Gossman v. Greatland Directional Drilling, Inc.

973 P.2d 93 (1999)

Timothy L. GOSSMAN, Appellant,
v.
GREATLAND DIRECTIONAL DRILLING, INC., an Alaskan Corporation, Appellee.

No. S-8310.

Supreme Court of Alaska.

February 5, 1999.

*94 Steven D. Smith, Law Offices of Steven D. Smith, P.C., Anchorage, for Appellant.

James M. Seedorf and Kimberlee A. Colbo, Hughes, Thorsness, Powell, Huddleston & Bauman, L.L.C., Anchorage, for Anadrill, a Division of Schlumberger Technology Corporation, successor in interest by asset acquisition to Appellee.

Before MATTHEWS, Chief Justice, COMPTON, EASTAUGH, FABE, and BRYNER, Justices.

OPINION

FABE, Justice.

I. INTRODUCTION

In April 1995 Timothy Gossman was injured while working at a storage facility formerly owned by Greatland Directional Drilling, Inc. Gossman sued Greatland for negligence. Greatland, however, had voluntarily dissolved as a corporation in 1993. The superior court dismissed the action, ruling that AS 10.06.678 only permitted a suit against a dissolved corporation when the liability arose prior to dissolution. Because we conclude that AS 10.06.678 permits a suit against a dissolved corporation for an action that accrues following dissolution, we reverse.

II. FACTS AND PROCEEDINGS

In August 1993 Anadrill, a division of Schlumberger Technology Corporation, acquired almost all of Greatland's assets and assumed Greatland Directional Drilling, Inc.'s corporate interests and liabilities. Greatland then voluntarily dissolved as a corporation and received a certificate of dissolution on October 19, 1993.

As part of its former operations, Greatland stored drill bits in a company-owned facility. In 1984 one of Greatland's employees modified the rack on which the drill bits were kept but allegedly forgot to remount a device that was designed to prevent the drill bits from rolling off the rack. Eleven years later, Gossman, who worked for Anadrill, was injured at the facility when an eight-hundred-pound drill bit fell from the shelf on which it was stored and crushed Gossman's ankle and leg.

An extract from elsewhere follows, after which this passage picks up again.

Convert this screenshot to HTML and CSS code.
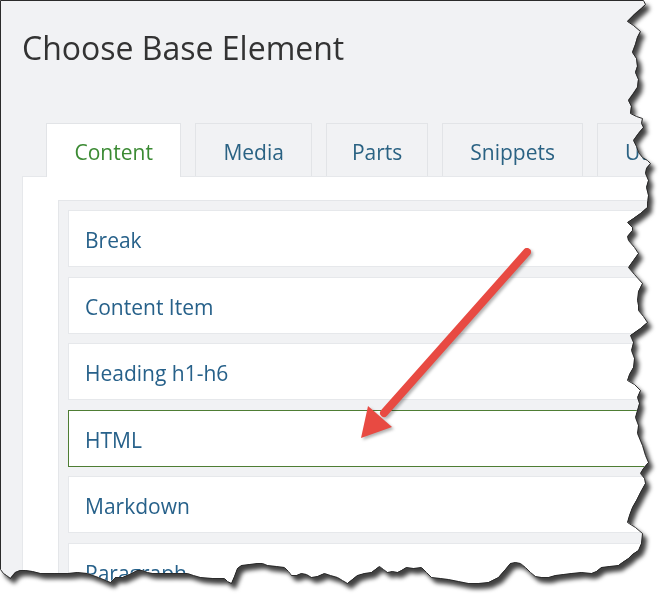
FILE: index.html
```html
<!DOCTYPE html>
<html>
<head>
<meta charset="utf-8">
<title>Choose Base Element</title>
<link rel="stylesheet" href="styles.css">
</head>
<body>
<div class="frame">
  <div class="shot">
    <h1 class="title">Choose Base Element</h1>
    <div class="tabs">
      <div class="tab active">Content</div>
      <div class="tab">Media</div>
      <div class="tab tab-narrow">Parts</div>
      <div class="tab">Snippets</div>
      <div class="tab">Utilities</div>
    </div>
    <div class="panel">
      <div class="list">
        <div class="item">Break</div>
        <div class="item">Content Item</div>
        <div class="item">Heading h1-h6</div>
        <div class="item selected">HTML</div>
        <div class="item">Markdown</div>
        <div class="item">Paragraph</div>
      </div>
    </div>
  </div>
  <svg class="overlay" width="671" height="608" viewBox="0 0 671 608">
    <polygon class="edge" transform="translate(0.5 0.5)" points="0,0 643,0 645,4 641,8 634,14 627,21 633,25 640,31 637,37 635,44 632,52 636,58 637,66 635,72 638,79 637,87 633,93 628,100 631,106 630,113 636,116 642,118 641,123 643,127 638,133 633,140 636,146 638,152 642,157 647,160 650,163 646,168 645,173 648,180 646,187 648,195 647,203 647,207 640,213 633,218 627,222 632,227 632,230 627,236 628,240 634,247 638,253 633,260 628,267 634,274 642,283 638,291 637,300 638,305 638,310 643,316 647,322 640,328 630,335 633,342 631,350 634,358 633,367 629,374 627,380 634,384 640,390 637,397 639,403 637,410 635,417 638,425 637,433 642,445 645,455 648,462 643,468 640,473 644,478 645,483 640,492 636,500 632,507 629,515 627,522 635,527 642,533 641,543 638,550 632,554 628,558 622,562 618,565 609,566 601,567 596,571 591,573 581,572 571,573 563,574 555,575 548,577 541,577 535,576 530,572 525,567 520,563 515,562 510,563 505,569 498,577 492,580 488,582 478,583 468,583 458,581 448,579 440,578 431,577 426,572 421,567 413,568 406,567 401,570 397,572 392,571 387,572 383,569 379,566 375,569 371,572 364,573 357,575 352,579 347,583 342,580 337,577 330,575 324,573 317,576 311,577 306,574 301,573 296,575 291,575 288,571 284,567 276,566 267,565 262,563 257,563 249,564 241,565 237,568 234,576 231,583 227,581 224,578 212,578 200,577 193,575 187,573 172,573 157,573 152,573 147,572 142,570 137,570 129,574 122,577 115,577 110,582 98,577 87,573 77,572 67,573 54,573 40,573 32,571 25,570 20,570 15,572 10,578 6,575 3,573 0,569"/>
    <g class="arrow">
      <line x1="527" y1="252" x2="384" y2="413" stroke="#e84a42" stroke-width="8" stroke-linecap="round"/>
      <polygon points="361,438 368,406 392,427" fill="#e84a42"/>
    </g>
  </svg>
</div>
</body>
</html>
```

FILE: styles.css
```css
html, body {
  margin: 0;
  padding: 0;
  background: #ffffff;
}

.frame {
  position: relative;
  width: 671px;
  height: 608px;
  filter: drop-shadow(4px 5px 2px rgba(0, 0, 0, 0.75));
}

.shot {
  width: 671px;
  height: 608px;
  box-sizing: border-box;
  overflow: hidden;
  background: #f1f2f4;
  padding: 26px 0 0 22px;
  font-family: "Open Sans", "Noto Sans", sans-serif;
  clip-path: polygon(0px 0px, 643px 0px, 645px 4px, 641px 8px, 634px 14px, 627px 21px, 633px 25px, 640px 31px, 637px 37px, 635px 44px, 632px 52px, 636px 58px, 637px 66px, 635px 72px, 638px 79px, 637px 87px, 633px 93px, 628px 100px, 631px 106px, 630px 113px, 636px 116px, 642px 118px, 641px 123px, 643px 127px, 638px 133px, 633px 140px, 636px 146px, 638px 152px, 642px 157px, 647px 160px, 650px 163px, 646px 168px, 645px 173px, 648px 180px, 646px 187px, 648px 195px, 647px 203px, 647px 207px, 640px 213px, 633px 218px, 627px 222px, 632px 227px, 632px 230px, 627px 236px, 628px 240px, 634px 247px, 638px 253px, 633px 260px, 628px 267px, 634px 274px, 642px 283px, 638px 291px, 637px 300px, 638px 305px, 638px 310px, 643px 316px, 647px 322px, 640px 328px, 630px 335px, 633px 342px, 631px 350px, 634px 358px, 633px 367px, 629px 374px, 627px 380px, 634px 384px, 640px 390px, 637px 397px, 639px 403px, 637px 410px, 635px 417px, 638px 425px, 637px 433px, 642px 445px, 645px 455px, 648px 462px, 643px 468px, 640px 473px, 644px 478px, 645px 483px, 640px 492px, 636px 500px, 632px 507px, 629px 515px, 627px 522px, 635px 527px, 642px 533px, 641px 543px, 638px 550px, 632px 554px, 628px 558px, 622px 562px, 618px 565px, 609px 566px, 601px 567px, 596px 571px, 591px 573px, 581px 572px, 571px 573px, 563px 574px, 555px 575px, 548px 577px, 541px 577px, 535px 576px, 530px 572px, 525px 567px, 520px 563px, 515px 562px, 510px 563px, 505px 569px, 498px 577px, 492px 580px, 488px 582px, 478px 583px, 468px 583px, 458px 581px, 448px 579px, 440px 578px, 431px 577px, 426px 572px, 421px 567px, 413px 568px, 406px 567px, 401px 570px, 397px 572px, 392px 571px, 387px 572px, 383px 569px, 379px 566px, 375px 569px, 371px 572px, 364px 573px, 357px 575px, 352px 579px, 347px 583px, 342px 580px, 337px 577px, 330px 575px, 324px 573px, 317px 576px, 311px 577px, 306px 574px, 301px 573px, 296px 575px, 291px 575px, 288px 571px, 284px 567px, 276px 566px, 267px 565px, 262px 563px, 257px 563px, 249px 564px, 241px 565px, 237px 568px, 234px 576px, 231px 583px, 227px 581px, 224px 578px, 212px 578px, 200px 577px, 193px 575px, 187px 573px, 172px 573px, 157px 573px, 152px 573px, 147px 572px, 142px 570px, 137px 570px, 129px 574px, 122px 577px, 115px 577px, 110px 582px, 98px 577px, 87px 573px, 77px 572px, 67px 573px, 54px 573px, 40px 573px, 32px 571px, 25px 570px, 20px 570px, 15px 572px, 10px 578px, 6px 575px, 3px 573px, 0px 569px);
}

.title {
  margin: 0;
  font-size: 32px;
  line-height: 44px;
  font-weight: 400;
  color: #333333;
  white-space: nowrap;
}

.tabs {
  display: flex;
  gap: 14px;
  margin: 53px 0 0 24px;
  position: relative;
  z-index: 1;
}

.tab {
  flex: none;
  box-sizing: border-box;
  height: 53px;
  padding: 5px 27px 0;
  line-height: 47px;
  font-size: 21px;
  color: #2a6283;
  background: #f1f2f4;
  border: 1px solid #e2e4e7;
  border-bottom: none;
  white-space: nowrap;
}

.tab.tab-narrow {
  padding: 5px 25px 0;
}

.tab.active {
  background: #ffffff;
  color: #3b8a33;
  height: 54px;
  margin-bottom: -1px;
  padding: 5px 27.5px 0;
}

.panel {
  width: 720px;
  height: 500px;
  box-sizing: border-box;
  background: #ffffff;
  border-top: 1px solid #e6e8eb;
  border-left: 1px solid #e6e8eb;
  padding: 23px 0 0 35px;
}

.list {
  background: #f1f2f4;
  border: 1px solid #e4e6e9;
  padding: 9px;
  display: flex;
  flex-direction: column;
  gap: 9.6px;
}

.item {
  box-sizing: border-box;
  height: 57px;
  padding: 4px 16px 0;
  line-height: 51px;
  font-size: 21px;
  color: #27618a;
  background: #ffffff;
  border: 1px solid #e6e8eb;
  white-space: nowrap;
}

.item.selected {
  border-color: #4e7d34;
}

.overlay {
  position: absolute;
  left: 0;
  top: 0;
  overflow: visible;
}

.edge {
  fill: none;
  stroke: #2b2b2b;
  stroke-width: 1;
}

.arrow {
  filter: drop-shadow(2px 2px 1.5px rgba(0, 0, 0, 0.3));
}
```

In July 1996 Gossman sued Greatland for negligence. Anadrill moved to dismiss on the ground that AS 10.06.678 does not provide for such a suit against a dissolved corporation. The superior court heard oral argument *95 in April 1997 and dismissed the case. Interpreting AS 10.06.678, which sets forth the limited circumstances in which a corporation may exist after dissolution, the superior court found:

Permitting suit on liability which did not exist prior to or at the time of the dissolution is contrary to an orderly cessation of a corporate entity. Consequently ... [the statute] permits suit against a dissolved corporation only where the liability was incurred prior to dissolution.

The court then denied Gossman's motion for reconsideration. Gossman appeals.

III. DISCUSSION

A. Standard of Review

This appeal concerns the proper interpretation of Alaska's corporate survival statute. The interpretation of a statute presents a question of law, which we review de novo.[1] We will "adopt the rule of law that is most persuasive in light of precedent, reason, and policy."[2]

B. AS 10.06.678 Permits Gossman to Sue Greatland.

At common law, corporate dissolution abated all litigation to which the corporation was a party.[3] But a survival statute may extend the life of a corporation for litigation purposes.[4]

The Alaska Legislature expressly provided such a survival statute but has amended it substantially since its original enactment. The original survival statute, AS 10.05.594, permitted claims brought within two years after dissolution:

The dissolution of a corporation ... does not take away or impair a remedy available to or against the corporation, its directors, officers, or shareholders, for a right or claim existing, or a liability incurred, prior to dissolution if an action or other proceeding is commenced within two years after the date of dissolution. The action or proceeding by or against the corporation may be prosecuted or defend[ed] by the corporation in its corporate name.[5]

In 1988 the legislature replaced AS 10.05.594 with AS 10.06.678:[6]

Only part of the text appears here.